Many of the rebels contacted by TIME expressed fears that the opposition leadership in Turkey was so focused on a political solution that they would overlook the demands of the fighters themselves. The U.N. chemical-weapons resolution on Syria, passed on Friday to great fanfare, only heightened their concerns. The resolution, a response to the chemical-weapons attack on rebel-held suburbs of Damascus on Aug. 21 that the West and the rebels blame on the government, saw Assad giving up his stockpiles of sarin and other toxic agents in lieu of being punished militarily. Rebel commanders point out that the West now has a vested interest in keeping Assad in place long enough to follow through with the disarmament agreement, a process likely to drag on for another year, if not longer. They worry that the chemical-weapons compromise — enacted in foreign capitals far from the front — may form the template of a political solution to come. “The people are the ones who should decide if there will be reconciliation with the regime or not,” says Islam Ayyoush, a commander and military spokesman for the Liwaa al-Islam Brigade in Damascus, via Skype. “A criminal cannot be negotiated, a criminal must be hanged. What shall we tell the families of the martyrs — ‘Let’s forgive Bashar, and we want to sit and negotiate with him?’ The people will revolt against us in this case.”
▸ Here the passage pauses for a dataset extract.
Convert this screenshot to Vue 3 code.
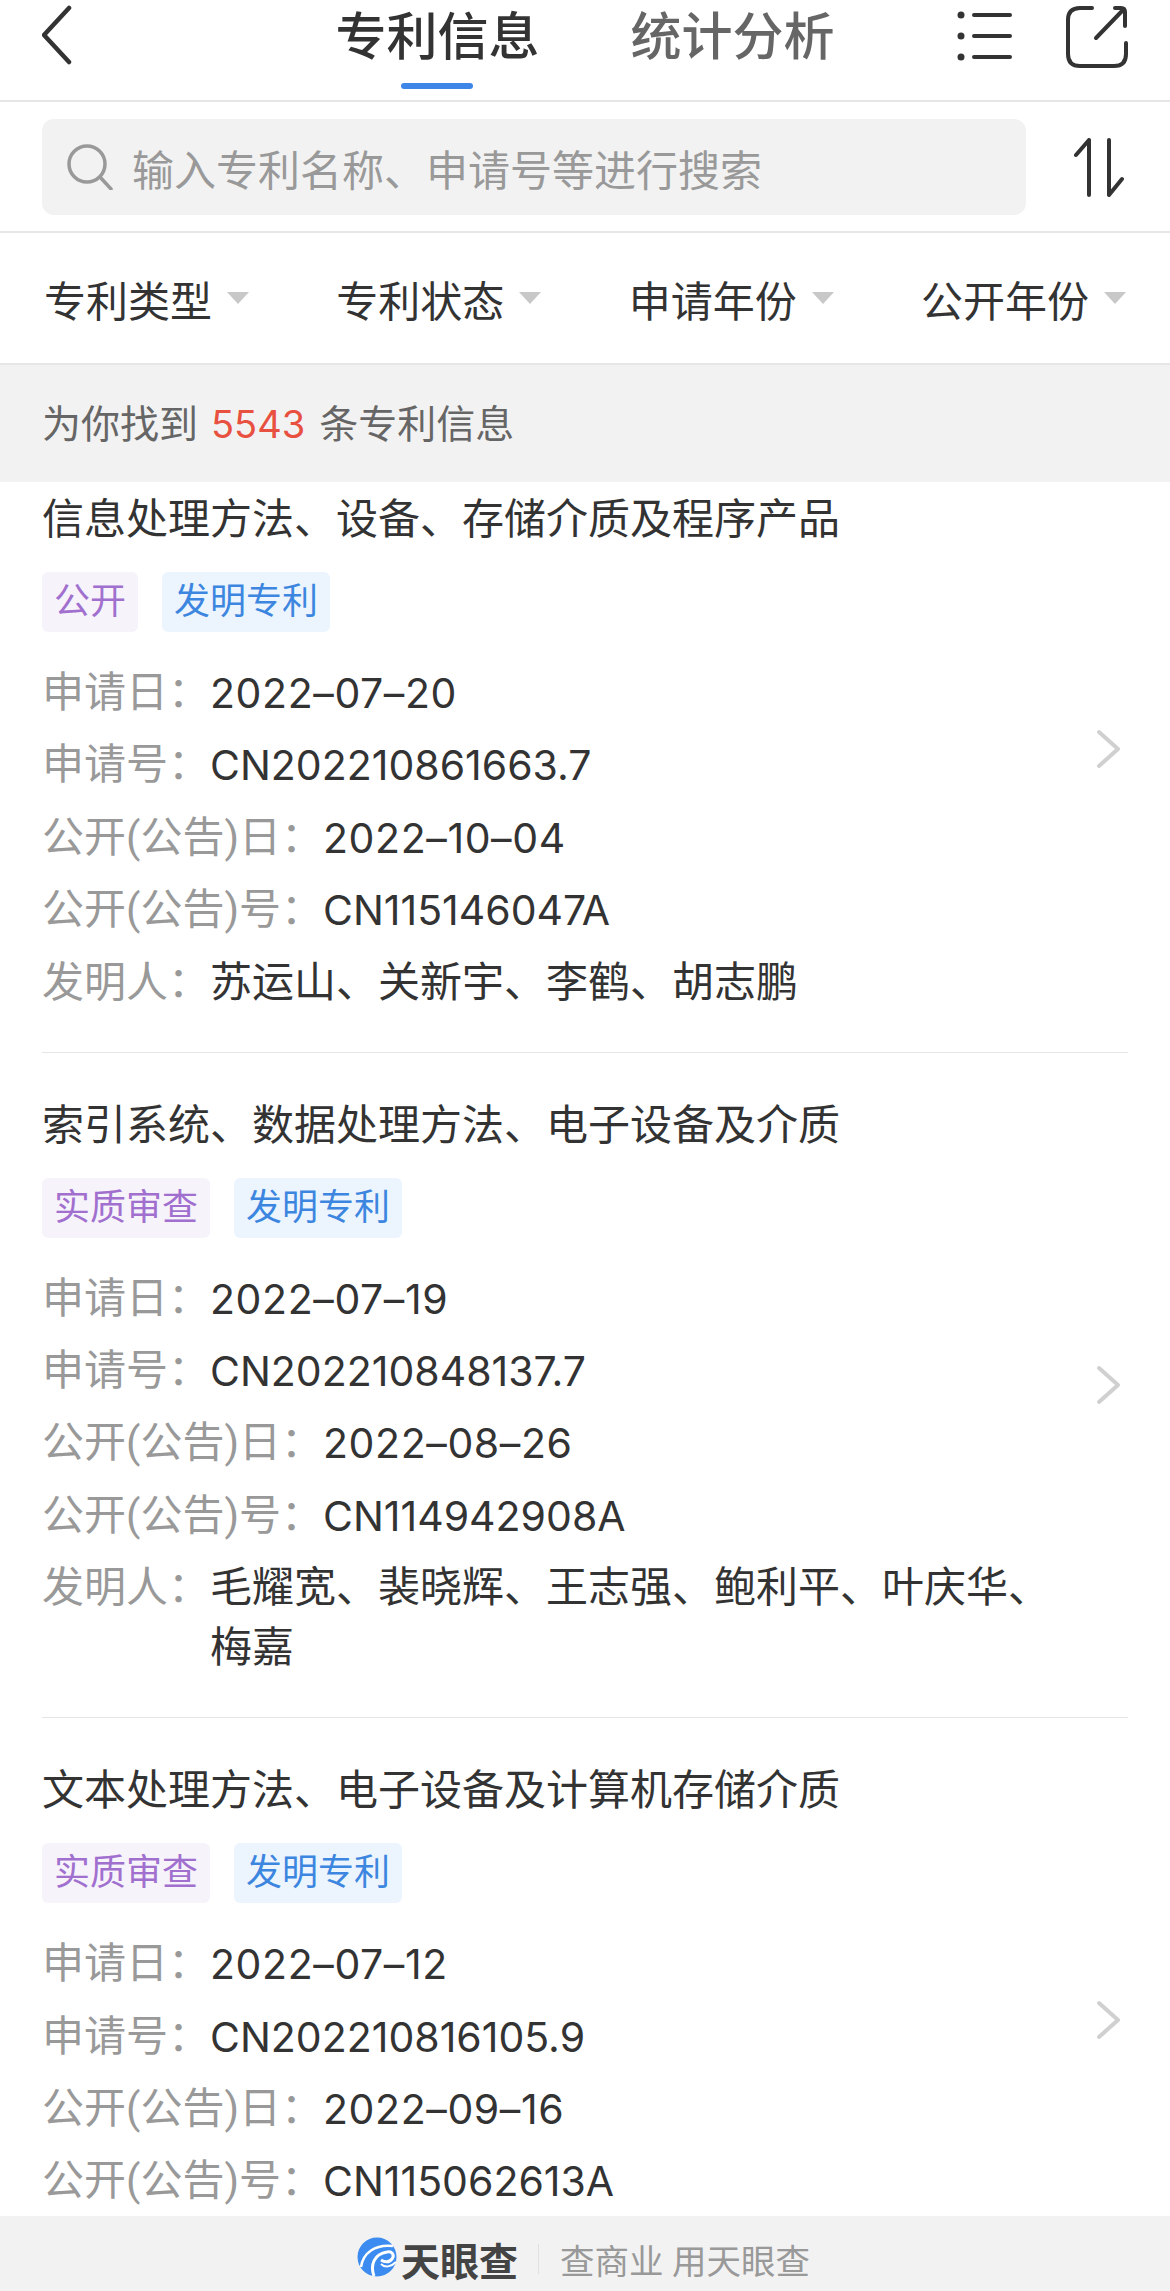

For its part, the opposition coalition is faced with a quandary. With few financial assets and no real influence inside Syria, it is dependent on its Western patrons just to survive. Should Washington and Moscow push for a compromise transition process that includes Assad, the political opposition may have little choice but to go along. If it refuses, it stands to lose even more international support and risks complete defeat. But if the opposition parties do meet Assad at the negotiation table they could squander what little sway they retain over the rebel fighters, unleashing even more violence and bloodshed. Though the political leadership is adamant that all negotiations must lead to a democratic transition, it has quietly dropped early rebel demands for the end of Assad. “We are trying to save more lives and stop the bloodshed,” explains Burhan Ghalioun, former head of the opposition group Syrian National Council, in a conversation with TIME. “There is no reason to have more Syrians killed. The call of the revolution is not to achieve revenge, but a higher goal, to guarantee peace for all Syrians and their ability to live together.” From the ground, the war looks simple: fight until the enemy has fallen. But the opposition leadership must take a longer view: some sacrifices have to be made to prevent even greater losses down the road. Convincing those that have already sacrificed so much may be the hardest battle yet.